Lawyers for Pakistan's President Pervez Musharraf argued in the Supreme Court yesterday that he should be allowed to run in an October 6 election despite opposition from parties demanding an end to military rule.
The Supreme Court, ringed by tight security to stop opposition protests, has been hearing challenges to Musharraf's plans to seek another term in office.
The court is hearing three petitions challenging Musharraf's right to retain the posts of president and army chief, the legality of being elected in uniform, and whether he can get a mandate from outgoing assemblies.
The court, which on Monday dismissed three other petitions on technical grounds, is expected to deliver a ruling this week.

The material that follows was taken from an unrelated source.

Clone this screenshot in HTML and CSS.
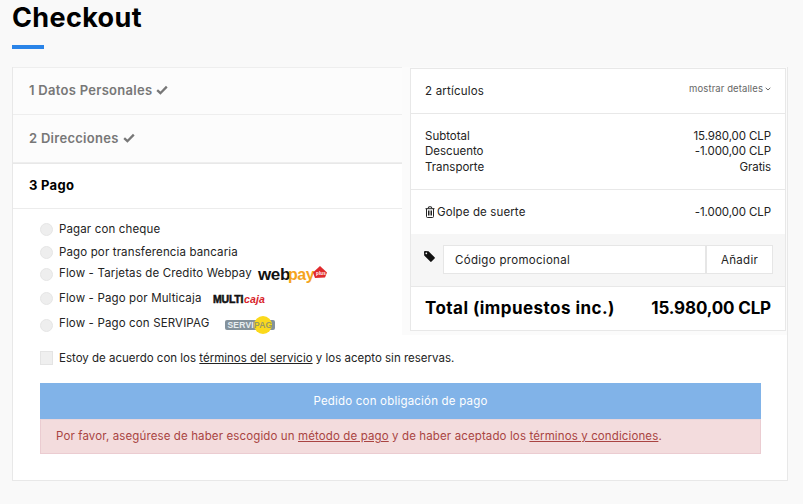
FILE: index.html
```html
<!DOCTYPE html>
<html lang="es">
<head>
<meta charset="utf-8">
<title>Checkout</title>
<link rel="stylesheet" href="styles.css">
</head>
<body>
<h1 class="title">Checkout</h1>
<div class="title-bar"></div>
<main class="card">
  <div class="top">
    <section class="steps">
      <div class="step done"><span>1 Datos Personales</span>
        <svg class="check" viewBox="0 0 12 10"><path d="M1.2 5.2 4.4 8.2 10.8 1.6" /></svg></div>
      <div class="step done"><span>2 Direcciones</span>
        <svg class="check" viewBox="0 0 12 10"><path d="M1.2 5.2 4.4 8.2 10.8 1.6" /></svg></div>
      <div class="step active"><span>3 Pago</span></div>
      <div class="options">
        <div class="option o1"><span class="radio"></span><span>Pagar con cheque</span></div>
        <div class="option o2"><span class="radio"></span><span>Pago por transferencia bancaria</span></div>
        <div class="option o3"><span class="radio"></span><span>Flow - Tarjetas de Credito Webpay</span>
          <svg class="logo webpay" viewBox="0 0 70 22" width="70" height="22">
            <text class="wp-web" x="0" y="16">web</text>
            <text class="wp-pay" x="30" y="16">pay</text>
            <path class="wp-badge" d="M55 8.500 62 2 69 8.500 67 13.500 57 14Z"/>
            <text class="wp-plus" x="58" y="11">plus</text>
          </svg></div>
        <div class="option o4"><span class="radio"></span><span>Flow - Pago por Multicaja</span>
          <svg class="logo multicaja" viewBox="0 0 54 12" width="54" height="12">
            <text class="mc-multi" x="0" y="10">MULTI</text>
            <text class="mc-caja" x="31" y="10">caja</text>
          </svg></div>
        <div class="option o5"><span class="radio"></span><span>Flow - Pago con SERVIPAG</span>
          <svg class="logo servipag" viewBox="0 0 52 20" width="52" height="20">
            <rect class="sp-bar" x="0" y="5" width="50" height="10" rx="2"/>
            <circle class="sp-sun" cx="38" cy="10" r="9"/>
            <text class="sp-servi" x="2.500" y="13">SERVI</text>
            <text class="sp-pag" x="29" y="13">PAG</text>
          </svg></div>
      </div>
    </section>
    <div class="aside">
      <aside class="summary">
        <div class="s-head"><span class="items">2 artículos</span>
          <span class="details">mostrar detalles
            <svg class="chev" viewBox="0 0 6 4"><path d="M.7.8 3 3 5.300.8"/></svg></span></div>
        <div class="s-lines">
          <div class="line"><span>Subtotal</span><span class="amount">15.980,00 CLP</span></div>
          <div class="line"><span>Descuento</span><span class="amount">-1.000,00 CLP</span></div>
          <div class="line"><span>Transporte</span><span class="amount">Gratis</span></div>
        </div>
        <div class="s-voucher">
          <span class="voucher-name">
            <svg class="trash" viewBox="0 0 10 12"><path d="M.5 2.700h9M3 2.500 3.700.8h2.600L7 2.500M1.500 2.700v7.800q0 1 1 1h5q1 0 1-1V2.700M3.500 4.500v5M5 4.500v5M6.500 4.500v5"/></svg>
            <span>Golpe de suerte</span></span>
          <span class="amount">-1.000,00 CLP</span>
        </div>
        <div class="s-promo">
          <svg class="tag" viewBox="0 0 11 11"><path fill-rule="evenodd" d="M0 1Q0 0 1 0L4.500.2 10.800 6.500Q11 7 10.800 7.300L7.300 10.800Q7 11 6.500 10.800L.2 4.500ZM2.300 1.500a.8.8 0 1 0 .01 0Z"/></svg>
          <div class="promo-input">Código promocional</div>
          <div class="promo-btn">Añadir</div>
        </div>
        <div class="s-total"><span class="total-label">Total (impuestos inc.)</span><span class="total-value">15.980,00 CLP</span></div>
      </aside>
    </div>
  </div>
  <section class="confirm">
    <div class="terms"><span class="checkbox"></span>
      <span>Estoy de acuerdo con los <a href="#">términos del servicio</a> y los acepto sin reservas.</span></div>
    <div class="submit">Pedido con obligación de pago</div>
    <div class="alert">Por favor, asegúrese de haber escogido un <a href="#">método de pago</a> y de haber aceptado los <a href="#">términos y condiciones</a>.</div>
  </section>
</main>
</body>
</html>
```
FILE: styles.css
```css
* { box-sizing: border-box; }
html, body { height: 100%; }
body {
  margin: 0;
  padding: 0 15px 0 12px;
  background: #f9f9f9;
  color: #232323;
  font-family: Inter, "Liberation Sans", sans-serif;
  font-size: 11.5px;
  overflow: hidden;
}
a { color: inherit; }
.title {
  margin: 0;
  padding-top: 1px;
  height: 37px;
  font-size: 27px;
  line-height: 34px;
  font-weight: 700;
  letter-spacing: .35px;
  color: #000;
}
.title-bar { width: 32px; height: 4px; margin-top: 8px; background: #2a84e8; }
.card {
  margin-top: 18px;
  width: 776px;
  height: 414px;
  background: #fff;
  border: 1px solid #e8e8e8;
  border-top: 0;
}
.top { display: flex; height: 277px; }
.steps { width: 389px; flex: none; }
.step {
  display: flex;
  align-items: center;
  gap: 4px;
  padding: 0 0 2px 16px;
  font-size: 13px;
  font-weight: 600;
  letter-spacing: .28px;
}
.step.done {
  height: 48px;
  color: #777;
  background: #fcfcfc;
  border-top: 1px solid #eee;
  border-bottom: 1px solid #eee;
}
.step.done + .step.done { border-top: 0; }
.step.done + .step.active { border-top: 1px solid #e8e8e8; }
.step.active { height: 46px; color: #000; font-weight: 700; border-bottom: 1px solid #ececec; }
.check { width: 12px; height: 10px; fill: none; stroke: #777; stroke-width: 2.300; }
.options { padding-left: 27px; }
.option { display: flex; align-items: center; gap: 6px; font-size: 11.500px; letter-spacing: .14px; }
.radio { width: 13px; height: 13px; flex: none; border-radius: 50%; background: #eee; border: 1px solid #e6e6e6; }
.o1 { padding-top: 12px; height: 28px; }
.o2 { height: 24px; padding-top: 6px; }
.o3 { height: 23px; padding-top: 1px; }
.o4 { height: 27px; }
.o5 { height: 24px; }
.o3 .radio, .o4 .radio { margin-top: 2px; }
.o5 .radio { margin-top: 4px; }
.logo { flex: none; overflow: visible; }
.webpay { margin-top: 4px; }
.multicaja { margin: 2px 0 0 5px; }
.servipag { margin: 4px 0 0 10px; }
.wp-web { font: 700 17px "Liberation Sans", sans-serif; letter-spacing: -.4px; fill: #111; }
.wp-pay { font: 700 16px "Liberation Sans", sans-serif; letter-spacing: -.4px; fill: #f5a41d; }
.wp-badge { fill: #e02a2d; }
.wp-plus { font: 700 4.500px "Liberation Sans", sans-serif; fill: #fff; }
.mc-multi { font: 900 10.500px "Liberation Sans", sans-serif; letter-spacing: -.2px; fill: #111; stroke: #111; stroke-width: .5px; }
.mc-caja { font: italic 700 10.500px "Liberation Sans", sans-serif; fill: #d8232a; }
.sp-bar { fill: #84929c; }
.sp-sun { fill: #fbd91c; }
.sp-servi { font: 700 8.500px "Liberation Sans", sans-serif; letter-spacing: .2px; fill: #e8eef0; }
.sp-pag { font: 700 8.500px "Liberation Sans", sans-serif; fill: #9a9a62; }
.aside {
  flex: none;
  width: 385px;
  height: 268px;
  padding: 1px 1px 4px 8px;
  background: #fbfbfb;
}
.summary { height: 263px; background: #fff; border: 1px solid #e8e8e8; }
.s-head, .line, .s-voucher, .s-total { display: flex; justify-content: space-between; align-items: center; }
.s-head { height: 45px; padding: 0 14px; border-bottom: 1px solid #e8e8e8; }
.items { letter-spacing: .2px; }
.details { font-size: 9.500px; color: #666; letter-spacing: .1px; margin-top: -5px; display: flex; align-items: center; gap: 2px; }
.chev { width: 6px; height: 4px; fill: none; stroke: #666; stroke-width: 1; }
.s-lines { height: 76px; padding: 14px 14px 0; border-bottom: 1px solid #e8e8e8; }
.line { height: 15.500px; }
.amount { letter-spacing: -.1px; }
.s-voucher { height: 44px; padding: 0 14px; }
.voucher-name { display: flex; align-items: center; gap: 2px; letter-spacing: .12px; }
.trash { width: 10px; height: 12px; fill: none; stroke: #232323; stroke-width: 1; }
.s-promo {
  display: flex;
  height: 53px;
  padding: 11px 12px 0 13px;
  background: #f6f6f6;
  border-bottom: 1px solid #e8e8e8;
}
.tag { width: 11px; height: 11px; margin: 6px 8px 0 0; fill: #111; flex: none; }
.promo-input, .promo-btn {
  height: 29px;
  display: flex;
  align-items: center;
  background: #fff;
  border: 1px solid #e6e6e6;
  letter-spacing: .3px;
}
.promo-input { width: 264px; padding-left: 11px; }
.promo-btn { width: 67px; justify-content: center; }
.s-total { height: 42px; padding: 0 14px; font-size: 17px; font-weight: 700; color: #000; }
.total-label { letter-spacing: .45px; }
.total-value { letter-spacing: -.15px; }
.confirm { padding: 0 26px 0 27px; }
.terms { display: flex; align-items: center; gap: 6px; height: 14px; margin-top: 7px; }
.checkbox { width: 13px; height: 14px; background: #efefef; border: 1px solid #e4e4e4; }
.submit {
  margin-top: 18px;
  height: 36px;
  display: flex;
  align-items: center;
  justify-content: center;
  background: #81b3e8;
  color: #fff;
  letter-spacing: .2px;
}
.alert {
  height: 35px;
  display: block;
  line-height: 33px;
  padding-left: 15px;
  background: #f3dcdd;
  color: #a94442;
  border: 1px solid #ebccd1;
  border-top-color: #e9d6da;
  letter-spacing: .12px;
}
```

Attorney General Malik Abdul Qayyum told the court Musharraf had the right to contest the election and the challenges had no merit. "They want to disrupt the election, they don't want this election to go ahead," Qayyum said. Musharraf has said he would quit the army after wining another term.
Qayyum said if not re-elected, Musharraf would remain army chief until a new president nominated a commander. Musharraf is both president and army chief under a law that expires at the end of the year. His term as president expires on November 15.
If the court blocks Musharraf, analysts say he might impose emergency rule. Or, he could dissolve parliament and try to get re-elected by new assemblies after general elections due by mid-January, though his coalition is likely to suffer losses.
An opposition alliance led by former Prime Minister Nawaz Sharif's party has said it would resign from assemblies should Musharraf's nomination accepted. However, it said its upper house Senators would vote for Wajihuddin Ahmed, a former Supreme Court judge who resigned in 2000 after refusing to swear allegiance to Musharraf.
An opposition walk-out would not stop the vote - Musharraf only needs a majority of votes cast.
The resignation threat lacks real bite unless the Pakistan People's Party of former Prime Minister Benazir Bhutto joins in.
Bhutto, who plans to return from self-imposed exile on October 18, has been negotiating a power-sharing pact with Musharraf but has been insisting he quit the army before running for re-relection.